At eikaiwa (English conversation class) last night, only Tanabe-san (the man who organizes the class) and Kenji (the teacher at Yakawa Elementary) were there, so instead of playing a game with the proverb cards I'd borrowed from Tane-sensei, we just talked about English and Japanese proverbs.
After looking over the list of English proverbs, Kenji said, "I think there are more positive English proverbs than Japanese."
"Oh, I'm sure they just picked the positive ones for these cards." So I looked through my notebook for some proverbs I'd remembered on my own. "Like this one: 'The lesser of two evils.' This is a saying we use when we have to make a decision between two bad things. Some people said it during the last U.S. election between George W. Bush and John Kerry. 'Bush... Kerry... I'll pick the lesser of two evils.' In fact, some people say that about every election." They thought that was funny.

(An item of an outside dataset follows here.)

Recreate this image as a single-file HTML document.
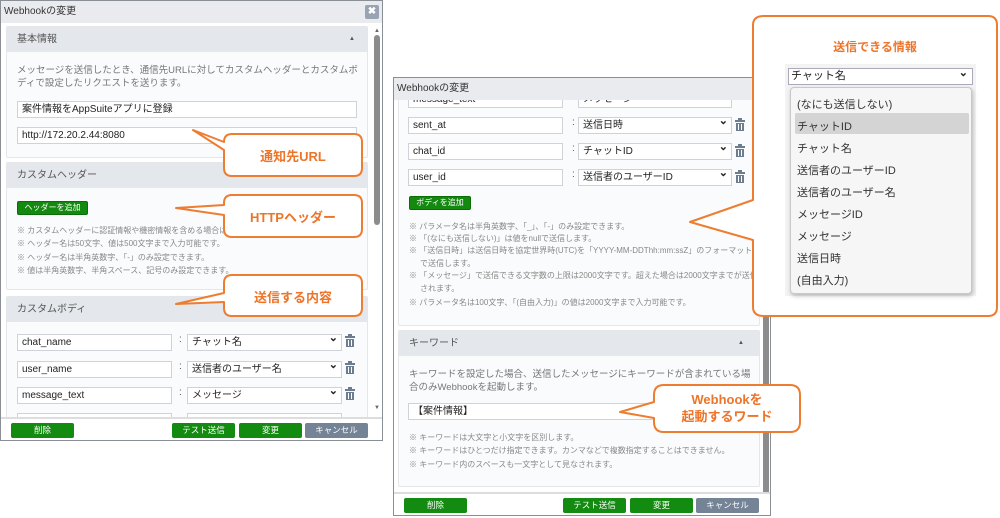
<!DOCTYPE html>
<html><head><meta charset="utf-8">
<style>
*{box-sizing:border-box;margin:0;padding:0}
body{width:1000px;height:518px;background:#fff;position:relative;overflow:hidden;font-family:"Liberation Sans","Noto Sans CJK JP",sans-serif;color:#333}
.a{position:absolute}
.dlg{position:absolute;background:#fff;border:1px solid #8a8f96;overflow:hidden}
.title{position:absolute;left:0;top:0;right:0;height:22px;background:#e9ebee;font-size:10px;line-height:22px;padding-left:3px;color:#333}
.sec{position:absolute;background:#fafbfc;border:1px solid #e4e6ea;border-radius:2px}
.sh{position:absolute;background:#e4e7eb;font-size:10px;color:#555;line-height:25px;padding-left:10px}
.inp{position:absolute;height:17px;border:1px solid #cfd3d8;background:#fff;font-size:10px;line-height:15px;padding-left:4px;color:#222}
.sel{position:absolute;height:17px;border:1px solid #cfd3d8;background:#fff;font-size:10px;line-height:15px;padding-left:4px;color:#222}
.sel:after{content:"⌄";position:absolute;right:3px;top:-4px;font-size:11px;font-weight:bold}
.tx{position:absolute;font-size:9.5px;color:#777;line-height:13px}
.nt{position:absolute;font-size:8px;color:#888;line-height:13px;white-space:nowrap}
.gb{position:absolute;height:14px;background:#13890f;border:1px solid #0b6c08;border-radius:2px;color:#fff;font-size:8px;line-height:12px;text-align:center}
.bb{position:absolute;height:15px;border-radius:2px;color:#fff;font-size:8.5px;line-height:15px;text-align:center;background:#138a10}
.gray{background:#748396}
.col{position:absolute;font-size:10px;color:#555}
.tr{position:absolute;width:10px;height:13px}
.co{position:absolute;color:#ed7428;font-weight:bold;font-size:13px;text-align:center}
</style></head><body>

<!-- LEFT DIALOG -->
<div class="dlg" style="left:0;top:0;width:383px;height:441px;">
 <div class="title">Webhookの変更</div>
 <div class="a" style="left:364px;top:4px;width:14px;height:14px;background:#98a3b3;border-radius:2px;color:#fff;font-size:10px;font-weight:bold;text-align:center;line-height:14px">✖</div>
 <div class="a" style="left:372px;top:27px;width:8px;height:390px;">
  <div class="a" style="left:1px;top:0;font-size:6px;color:#666">▲</div>
  <div class="a" style="left:1px;top:7px;width:6px;height:190px;background:#8c8c8c;border-radius:3px"></div>
  <div class="a" style="left:1px;top:377px;font-size:6px;color:#666">▼</div>
 </div>
 <div class="sec" style="left:5px;top:25px;width:362px;height:132px"></div>
 <div class="sh" style="left:6px;top:26px;width:360px;height:25px">基本情報<span class="a" style="left:342px;top:0;font-size:6px">▲</span></div>
 <div class="tx" style="left:16px;top:63px;width:345px">メッセージを送信したとき、通信先URLに対してカスタムヘッダーとカスタムボディで設定したリクエストを送ります。</div>
 <div class="inp" style="left:16px;top:100px;width:340px">案件情報をAppSuiteアプリに登録</div>
 <div class="inp" style="left:16px;top:126px;width:340px">http://172.20.2.44:8080</div>

 <div class="sec" style="left:5px;top:161px;width:362px;height:128px"></div>
 <div class="sh" style="left:6px;top:162px;width:360px;height:25px">カスタムヘッダー</div>
 <div class="gb" style="left:16px;top:200px;width:71px">ヘッダーを追加</div>
 <div class="nt" style="left:16px;top:223px">※ カスタムヘッダーに認証情報や機密情報を含める場合は取</div>
 <div class="nt" style="left:16px;top:236px">※ ヘッダー名は50文字、値は500文字まで入力可能です。</div>
 <div class="nt" style="left:16px;top:250px">※ ヘッダー名は半角英数字、「-」のみ設定できます。</div>
 <div class="nt" style="left:16px;top:263px">※ 値は半角英数字、半角スペース、記号のみ設定できます。</div>

 <div class="sec" style="left:5px;top:295px;width:362px;height:130px"></div>
 <div class="sh" style="left:6px;top:296px;width:360px;height:25px">カスタムボディ</div>
 <div class="inp" style="left:16px;top:333px;width:155px">chat_name</div><div class="col" style="left:178px;top:333px">:</div><div class="sel" style="left:186px;top:333px;width:155px">チャット名</div>
 <div class="inp" style="left:16px;top:360px;width:155px">user_name</div><div class="col" style="left:178px;top:360px">:</div><div class="sel" style="left:186px;top:360px;width:155px">送信者のユーザー名</div>
 <div class="inp" style="left:16px;top:386px;width:155px">message_text</div><div class="col" style="left:178px;top:386px">:</div><div class="sel" style="left:186px;top:386px;width:155px">メッセージ</div>
 <div class="inp" style="left:16px;top:412px;width:155px"></div><div class="sel" style="left:186px;top:412px;width:155px"></div>
 <svg class="tr" style="left:344px;top:333px" viewBox="0 0 10 13"><rect x="0" y="2" width="10" height="2" fill="#6d7d90"/><rect x="3" y="0" width="4" height="2" fill="#6d7d90"/><rect x="1" y="5" width="8" height="8" fill="#6d7d90"/><rect x="3" y="6" width="1" height="6" fill="#fff"/><rect x="6" y="6" width="1" height="6" fill="#fff"/></svg>
 <svg class="tr" style="left:344px;top:360px" viewBox="0 0 10 13"><rect x="0" y="2" width="10" height="2" fill="#6d7d90"/><rect x="3" y="0" width="4" height="2" fill="#6d7d90"/><rect x="1" y="5" width="8" height="8" fill="#6d7d90"/><rect x="3" y="6" width="1" height="6" fill="#fff"/><rect x="6" y="6" width="1" height="6" fill="#fff"/></svg>
 <svg class="tr" style="left:344px;top:386px" viewBox="0 0 10 13"><rect x="0" y="2" width="10" height="2" fill="#6d7d90"/><rect x="3" y="0" width="4" height="2" fill="#6d7d90"/><rect x="1" y="5" width="8" height="8" fill="#6d7d90"/><rect x="3" y="6" width="1" height="6" fill="#fff"/><rect x="6" y="6" width="1" height="6" fill="#fff"/></svg>
 <div class="a" style="left:0;top:416px;width:383px;height:25px;background:#fff;border-top:2px solid #ddd"></div>
 <div class="bb" style="left:10px;top:422px;width:63px">削除</div>
 <div class="bb" style="left:171px;top:422px;width:63px">テスト送信</div>
 <div class="bb" style="left:238px;top:422px;width:63px">変更</div>
 <div class="bb gray" style="left:304px;top:422px;width:63px">キャンセル</div>
</div>

<!-- RIGHT DIALOG -->
<div class="dlg" style="left:393px;top:77px;width:378px;height:439px;">
 <div class="sec" style="left:4px;top:0px;width:362px;height:248px;border-top:none"></div>
 <div class="inp" style="left:14px;top:13px;width:155px">message_text</div><div class="sel" style="left:184px;top:13px;width:154px">メッセージ</div>
 <div class="title">Webhookの変更</div>
 <div class="a" style="left:369px;top:24px;width:7px;height:410px;">
  <div class="a" style="left:0;top:8px;width:6px;height:392px;background:#8c8c8c;border-radius:3px"></div>
 </div>
 <div class="inp" style="left:14px;top:39px;width:155px">sent_at</div><div class="col" style="left:178px;top:39px">:</div><div class="sel" style="left:184px;top:39px;width:154px">送信日時</div>
 <div class="inp" style="left:14px;top:65px;width:155px">chat_id</div><div class="col" style="left:178px;top:65px">:</div><div class="sel" style="left:184px;top:65px;width:154px">チャットID</div>
 <div class="inp" style="left:14px;top:91px;width:155px">user_id</div><div class="col" style="left:178px;top:91px">:</div><div class="sel" style="left:184px;top:91px;width:154px">送信者のユーザーID</div>
 <svg class="tr" style="left:341px;top:40px" viewBox="0 0 10 13"><rect x="0" y="2" width="10" height="2" fill="#6d7d90"/><rect x="3" y="0" width="4" height="2" fill="#6d7d90"/><rect x="1" y="5" width="8" height="8" fill="#6d7d90"/><rect x="3" y="6" width="1" height="6" fill="#fff"/><rect x="6" y="6" width="1" height="6" fill="#fff"/></svg>
 <svg class="tr" style="left:341px;top:66px" viewBox="0 0 10 13"><rect x="0" y="2" width="10" height="2" fill="#6d7d90"/><rect x="3" y="0" width="4" height="2" fill="#6d7d90"/><rect x="1" y="5" width="8" height="8" fill="#6d7d90"/><rect x="3" y="6" width="1" height="6" fill="#fff"/><rect x="6" y="6" width="1" height="6" fill="#fff"/></svg>
 <svg class="tr" style="left:341px;top:92px" viewBox="0 0 10 13"><rect x="0" y="2" width="10" height="2" fill="#6d7d90"/><rect x="3" y="0" width="4" height="2" fill="#6d7d90"/><rect x="1" y="5" width="8" height="8" fill="#6d7d90"/><rect x="3" y="6" width="1" height="6" fill="#fff"/><rect x="6" y="6" width="1" height="6" fill="#fff"/></svg>
 <div class="gb" style="left:15px;top:118px;width:62px">ボディを追加</div>
 <div class="nt" style="left:15px;top:142px">※ パラメータ名は半角英数字、「_」、「-」のみ設定できます。</div>
 <div class="nt" style="left:15px;top:154px">※ 「(なにも送信しない)」は値をnullで送信します。</div>
 <div class="nt" style="left:15px;top:166px">※ 「送信日時」は送信日時を協定世界時(UTC)を「YYYY-MM-DDThh:mm:ssZ」のフォーマット</div>
 <div class="nt" style="left:26px;top:179px">で送信します。</div>
 <div class="nt" style="left:15px;top:191px">※ 「メッセージ」で送信できる文字数の上限は2000文字です。超えた場合は2000文字までが送信</div>
 <div class="nt" style="left:26px;top:204px">されます。</div>
 <div class="nt" style="left:15px;top:218px">※ パラメータ名は100文字、「(自由入力)」の値は2000文字まで入力可能です。</div>

 <div class="sec" style="left:4px;top:252px;width:362px;height:157px"></div>
 <div class="sh" style="left:5px;top:253px;width:360px;height:25px">キーワード<span class="a" style="left:339px;top:0;font-size:6px">▲</span></div>
 <div class="tx" style="left:15px;top:290px;width:350px">キーワードを設定した場合、送信したメッセージにキーワードが含まれている場合のみWebhookを起動します。</div>
 <div class="inp" style="left:14px;top:325px;width:332px">【案件情報】</div>
 <div class="nt" style="left:15px;top:353px">※ キーワードは大文字と小文字を区別します。</div>
 <div class="nt" style="left:15px;top:366px">※ キーワードはひとつだけ指定できます。カンマなどで複数指定することはできません。</div>
 <div class="nt" style="left:15px;top:380px">※ キーワード内のスペースも一文字として見なされます。</div>
 <div class="a" style="left:0;top:414px;width:378px;height:25px;background:#fff;border-top:2px solid #ddd"></div>
 <div class="bb" style="left:10px;top:420px;width:63px">削除</div>
 <div class="bb" style="left:169px;top:420px;width:63px">テスト送信</div>
 <div class="bb" style="left:236px;top:420px;width:63px">変更</div>
 <div class="bb gray" style="left:302px;top:420px;width:63px">キャンセル</div>
</div>

<!-- CALLOUTS -->
<svg class="a" style="left:0;top:0" width="1000" height="518">
 <g fill="#fff" stroke="#ed7d31" stroke-width="2" stroke-linejoin="round">
  <path d="M232,134 H354 Q362,134 362,142 V168 Q362,176 354,176 H232 Q224,176 224,168 V150 L193,130 L224,142 V142 Q224,134 232,134 Z"/>
  <path d="M232,195 H354 Q362,195 362,203 V229 Q362,237 354,237 H232 Q224,237 224,229 V215 L176,208 L224,205 V203 Q224,195 232,195 Z"/>
  <path d="M232,275 H354 Q362,275 362,283 V308 Q362,316 354,316 H232 Q224,316 224,308 V302 L176,304 L224,293 V283 Q224,275 232,275 Z"/>
  <path d="M664,385 H790 Q800,385 800,395 V422 Q800,432 790,432 H664 Q654,432 654,422 V418 L620,412 L654,402 V395 Q654,385 664,385 Z"/>
  <path d="M764,16 H988 Q997,16 997,25 V307 Q997,316 988,316 H764 Q753,316 753,307 V240 L690,222 L753,200 V25 Q753,16 764,16 Z"/>
 </g>
</svg>
<div class="co" style="left:654px;top:391px;width:146px;line-height:17px">Webhookを<br>起動するワード</div>
<div class="co" style="left:224px;top:146px;width:138px">通知先URL</div>
<div class="co" style="left:224px;top:207px;width:138px">HTTPヘッダー</div>
<div class="co" style="left:224px;top:287px;width:138px">送信する内容</div>
<div class="co" style="left:753px;top:38px;width:244px;font-size:12px">送信できる情報</div>

<!-- dropdown -->
<div class="a" style="left:785px;top:64px;width:191px;height:232px;background:#f3f3f3"></div>
<div class="a" style="left:788px;top:68px;width:185px;height:17px;border:1px solid #aab;background:#fff;font-size:11px;line-height:15px;padding-left:2px;color:#222">チャット名<span class="a" style="right:4px;top:-3px;font-weight:bold">⌄</span></div>
<div class="a" style="left:790px;top:87px;width:182px;height:207px;border:1px solid #c8c8c8;border-radius:4px;background:#f6f6f6;box-shadow:1px 2px 4px rgba(0,0,0,.25);font-size:11px;color:#333">
 <div class="a" style="left:4px;top:25px;width:174px;height:21px;background:#d4d4d4;border-radius:2px"></div>
 <div class="a" style="left:6px;top:6px;line-height:22px">(なにも送信しない)<br>チャットID<br>チャット名<br>送信者のユーザーID<br>送信者のユーザー名<br>メッセージID<br>メッセージ<br>送信日時<br>(自由入力)</div>
</div>
</body></html>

"Or this one: 'Once bitten, twice shy.'" I bit my hand to show "bitten," and said, "If something or someone hurts me once, I will be careful around it two times. I mean, not exactly. For example, if I pet my neighbor's dog, and the dog bites me, then I will stay away from that dog for a long time."
"Ah," said Kenji. "We have a similar proverb. 'Atsumono ni korite namasu o fuku.'"
Tanabe-san laughed. "Have you heard it before?" I asked him. He hadn't. Kenji explained: "It means I burn my mouth with hot food, so next time I blow on cold food." He looked it up in his electronic dictionary (many of which contain idioms), then laughed and showed Tanabe-san. "What is it?" I said.
He showed me the screen. Next to "Atsumono ni korite namasu o fuku" was written, "Once bitten, twice shy."